Does it really matter that the American and European intelligentsia quench their thirst for the exotic by promoting Latin American Idiots? The unequivocal answer is yes. A cultural struggle is under way in Latin America—between those who want to place the region in the global firmament and see it emerge as a major contributor to the Western culture to which its destiny has been attached for five centuries, and those who cannot reconcile themselves to the idea and resist it. Despite some progress in recent years, this tension is holding back Latin America’s development in comparison to other regions of the world—such as East Asia, the Iberian Peninsula, or Central Europe—that not long ago were examples of backwardness. Latin America’s annual GDP growth has averaged 2.8 percent in the past three decades—against Southeast Asia’s 5.5 percent, or the world average of 3.6 percent.

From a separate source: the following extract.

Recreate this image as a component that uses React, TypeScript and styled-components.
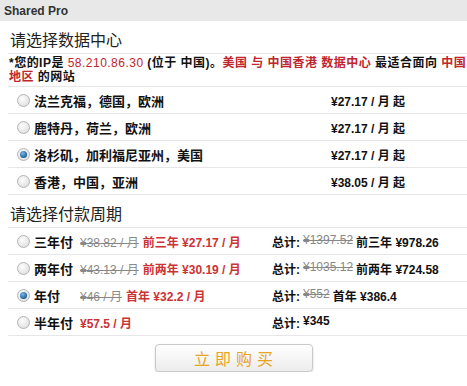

This sluggish performance explains why about 45 percent of the population is still poor and why, after a quarter century of democratic rule, regional surveys betray a profound dissatisfaction with democratic institutions and traditional parties. Until the Latin American Idiot is confined to the archives—something that will be difficult to achieve while so many condescending spirits in the developed world continue to lend him support—that will not change.